Le Canard cite ainsi l’exemple du Luxembourg, où les cigarettiers livrent 3,1 milliards de cigarettes par an, pour une consommation domestique estimée à 600 millions de cigarettes annuelles. Une méthode qui permet de satisfaire les frontaliers français, qui importent un milliard de cigarettes par an achetées dans les bureaux de tabac luxembourgeois, où les taxes, moins élevées, font mécaniquement baisser le prix des paquets. Une situation qui se reproduit dans tous les pays, au gré des fiscalités différentes et qui, pour les 27 États-membres, représente une perte annuelle de près de 20 milliards d’euros, selon les données fournies par l’ancien eurodéputé Philippe Juvin. Raison pour laquelle « l’industrie du tabac n’a aucun intérêt à mettre en place un système qui suive ses paquets à la trace », souligne l’hebdomadaire satirique.

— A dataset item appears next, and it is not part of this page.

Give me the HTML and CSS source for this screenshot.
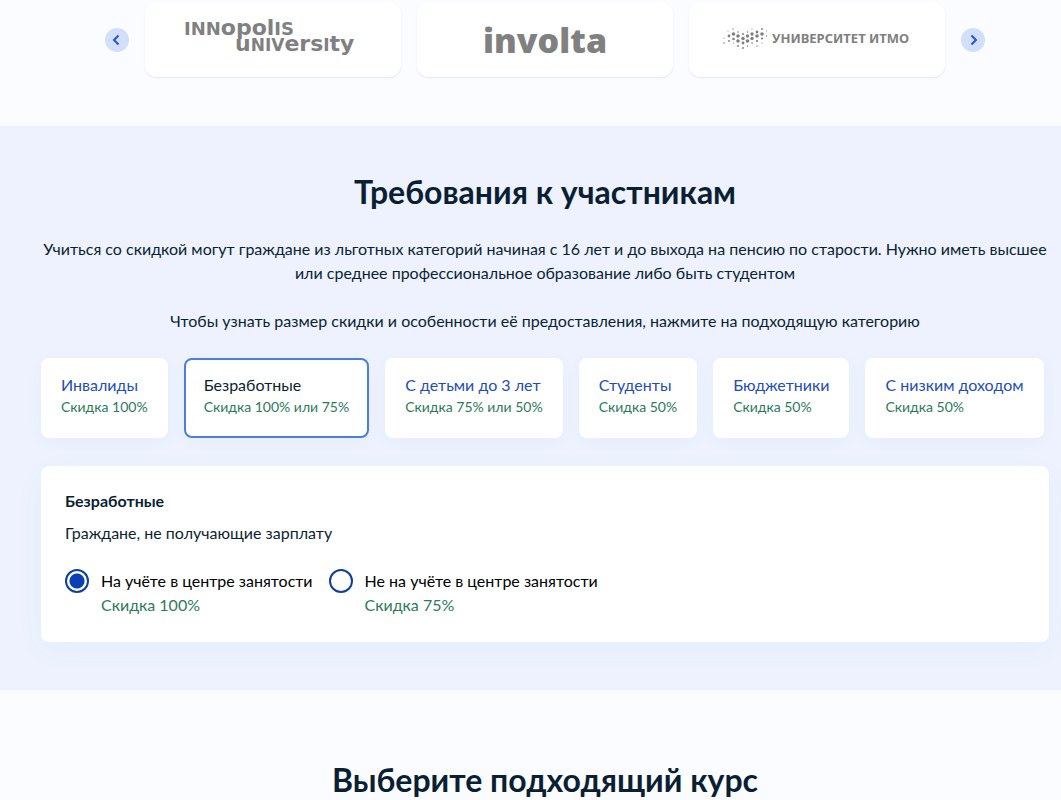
FILE: index.html
```html
<!DOCTYPE html>
<html lang="ru">
<head>
<meta charset="utf-8">
<meta name="viewport" content="width=device-width, initial-scale=1">
<title>Требования к участникам</title>
<link rel="stylesheet" href="styles.css">
</head>
<body>
<section class="partners" aria-label="Партнёры">
  <button class="arrow" type="button" aria-label="Назад"><svg width="24" height="24" viewBox="0 0 24 24"><path d="M13.500 7.500 9 12l4.500 4.500"/></svg></button>
  <div class="track">
    <div class="partner">
      <svg class="logo" width="176" height="50" viewBox="0 0 176 50" role="img" aria-label="Innopolis University">
        <g font-family="DejaVu Sans" font-weight="700">
          <text x="-1" y="25" font-size="22"><tspan font-size="18">INN</tspan>opol<tspan font-size="18">IS</tspan></text>
          <text x="50" y="41" font-size="22">u<tspan font-size="17">NIV</tspan>ers<tspan font-size="17">I</tspan>ty</text>
        </g>
      </svg>
    </div>
    <div class="partner">
      <svg class="logo" width="124" height="50" viewBox="0 0 124 50" role="img" aria-label="involta">
        <text x="0" y="43" font-family="Open Sans" font-weight="800" font-size="34">involta</text>
      </svg>
    </div>
    <div class="partner">
      <svg class="logo" width="190" height="50" viewBox="0 0 190 50" role="img" aria-label="Университет ИТМО">
        <g>
          <circle cx="2" cy="28" r=".6"/><circle cx="2" cy="33" r=".8"/>
          <circle cx="6" cy="21" r=".5"/><circle cx="7" cy="26" r="1.4"/><circle cx="7" cy="31" r=".9"/>
          <circle cx="11" cy="19" r=".7"/><circle cx="11.500" cy="24" r="1.8"/><circle cx="11.500" cy="29" r="1.3"/><circle cx="11.500" cy="33" r=".6"/>
          <circle cx="16" cy="22" r=".8"/><circle cx="16" cy="26" r="1.8"/><circle cx="16" cy="31" r="1.8"/><circle cx="16" cy="36" r=".9"/>
          <circle cx="21" cy="24" r="1"/><circle cx="21" cy="28.500" r="1.8"/><circle cx="21" cy="33" r="1.4"/><circle cx="21" cy="38" r=".9"/>
          <circle cx="25.500" cy="22" r=".8"/><circle cx="25.500" cy="26" r="1.7"/><circle cx="25.500" cy="31" r="1.8"/><circle cx="25.500" cy="36" r=".8"/>
          <circle cx="30" cy="19" r=".6"/><circle cx="30" cy="24" r="1.7"/><circle cx="30" cy="28.500" r="1.7"/><circle cx="30" cy="33" r=".8"/>
          <circle cx="35" cy="22" r="1.4"/><circle cx="35" cy="26" r="1.8"/><circle cx="35" cy="31" r="1.1"/><circle cx="35" cy="36" r=".7"/>
          <circle cx="40" cy="19" r=".9"/><circle cx="40" cy="24" r="1.8"/><circle cx="40" cy="28.500" r="1.1"/><circle cx="40" cy="33" r=".6"/>
          <circle cx="44.500" cy="21" r=".5"/><circle cx="44.500" cy="26" r=".7"/>
        </g>
        <text x="50" y="33" font-family="Noto Sans" font-weight="700" font-size="13">УНИВЕРСИТЕТ ИТМО</text>
      </svg>
    </div>
  </div>
  <button class="arrow" type="button" aria-label="Вперёд"><svg width="24" height="24" viewBox="0 0 24 24"><path d="M10.500 7.500 15 12l-4.500 4.500"/></svg></button>
</section>

<section class="requirements">
  <h2 class="title">Требования к участникам</h2>
  <p class="lead">Учиться со скидкой могут граждане из льготных категорий начиная с 16 лет и до выхода на пенсию по старости. Нужно иметь высшее или среднее профессиональное образование либо быть студентом</p>
  <p class="lead">Чтобы узнать размер скидки и особенности её предоставления, нажмите на подходящую категорию</p>
  <div class="categories">
    <button class="category" type="button"><span class="name">Инвалиды</span><span class="discount">Скидка 100%</span></button>
    <button class="category selected" type="button" aria-pressed="true"><span class="name">Безработные</span><span class="discount">Скидка 100% или 75%</span></button>
    <button class="category" type="button"><span class="name">С детьми до 3 лет</span><span class="discount">Скидка 75% или 50%</span></button>
    <button class="category" type="button"><span class="name">Студенты</span><span class="discount">Скидка 50%</span></button>
    <button class="category" type="button"><span class="name">Бюджетники</span><span class="discount">Скидка 50%</span></button>
    <button class="category" type="button"><span class="name">С низким доходом</span><span class="discount">Скидка 50%</span></button>
  </div>
  <div class="panel">
    <h3 class="panel-title">Безработные</h3>
    <p class="panel-text">Граждане, не получающие зарплату</p>
    <div class="options">
      <label class="option"><input class="radio" type="radio" name="status" checked><span>На учёте в центре занятости<span class="option-discount">Скидка 100%</span></span></label>
      <label class="option"><input class="radio" type="radio" name="status"><span>Не на учёте в центре занятости<span class="option-discount">Скидка 75%</span></span></label>
    </div>
  </div>
</section>

<section class="courses">
  <h2 class="title">Выберите подходящий курс</h2>
</section>
</body>
</html>
```
FILE: styles.css
```css
* { box-sizing: border-box; }
html { background: #fbfcff; }
body {
  margin: 0;
  overflow-x: hidden;
  font: 16px/24px Lato, "Noto Sans", sans-serif;
  color: #0b1f33;
}
h2, h3, p { margin: 0; }
.partners {
  display: flex;
  justify-content: center;
  align-items: center;
  gap: 16px;
  padding: 2px 12px 49px 41px;
}
.arrow {
  width: 24px;
  height: 24px;
  padding: 0;
  border: 0;
  border-radius: 50%;
  background: #d3dff9;
  cursor: pointer;
}
.arrow svg { display: block; fill: none; stroke: #2456c4; stroke-width: 2; }
.track { display: flex; gap: 16px; }
.partner {
  display: flex;
  justify-content: center;
  width: 256px;
  height: 75px;
  padding-top: 8px;
  border-radius: 12px;
  background: #fff;
  box-shadow: 0 1px 2px #dfe8f3;
}
.logo { display: block; overflow: visible; fill: #808080; }
.requirements {
  padding: 46px 12px 48px 41px;
  background: #edf2fe;
}
.title {
  font-size: 32px;
  line-height: 40px;
  font-weight: 700;
  text-align: center;
}
.requirements .title { margin-bottom: 25px; }
.lead { margin-bottom: 24px; text-align: center; }
.categories { display: flex; flex-wrap: wrap; gap: 16px; margin: 25px 0 28px; }
.category {
  display: flex;
  flex-direction: column;
  min-height: 80px;
  padding: 13px 18px;
  border: 2px solid #fff;
  border-radius: 8px;
  background: #fff;
  box-shadow: 0 4px 16px rgba(50, 90, 160, .04);
  font: inherit;
  color: #1d4eb8;
  text-align: left;
  cursor: pointer;
}
.selected { border-color: #4a7fdd; color: #0b1f33; }
.discount { font-size: 14px; line-height: 20px; color: #2c7a5c; }
.panel {
  padding: 23px 24px 25px;
  border-radius: 8px;
  background: #fff;
  box-shadow: 0 8px 32px rgba(50, 90, 160, .04);
}
.panel-title { margin-bottom: 8px; font-size: 16px; line-height: 24px; font-weight: 700; }
.panel-text { margin-bottom: 24px; }
.options { display: flex; flex-wrap: wrap; gap: 16px; }
.option { display: flex; gap: 12px; color: #000; cursor: pointer; }
.option-discount { display: block; color: #2c7a5c; }
.radio {
  appearance: none;
  flex: none;
  width: 24px;
  height: 24px;
  margin: 0;
  border: 2px solid #0d3f9f;
  border-radius: 50%;
  background: #fff;
}
.radio:checked { background: radial-gradient(circle, #0b40b3 7px, #fff 8px); }
.courses { padding: 70px 12px 0 41px; }
```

Des questions encore en suspens
L’interpellation de Michèle Rivasi et les faits dénoncés par Le Canard Enchaîné amènent leurs lots de nouvelles interrogations. L’enquête interne, si elle a lieu, devra ainsi déterminer qui est à l’origine du débauchage de Jan Hoffman. « Un transfert autorisé en décembre 2020 », se borne pour le moment à dire la Commission européenne. Pourquoi Dentsu a été choisie pour assurer ce marché si stratégique ? « La sélection s’est faite sur la base de la meilleure offre reçue », affirme Bruxelles. Sur les éventuelles tentatives de Dentsu pour s’offrir les services d’anciens hauts fonctionnaires, la nature des échanges entre Jan Hoffmann et ses désormais anciens collègues ou plus largement la proximité entre les industriels du tabac et les fonctionnaires européens, rien ne filtre pour le moment.
De son côté, Michèle Rivasi appelle à la transparence et s’inquiète des conséquences pour l’Europe, dont la popularité en berne semble liée à une défiance accrue des citoyens européens. « Nos concitoyens jugent sévèrement les institutions européennes pour leur manque de transparence. L’influence du tabac sur la déclinaison des politiques publiques et le cas de « porte tournante » (revolving doors) incarné par Jan Hoffman, peut légitimement contribuer à ce rejet de l’idéal européen », souligne Michèle Rivasi.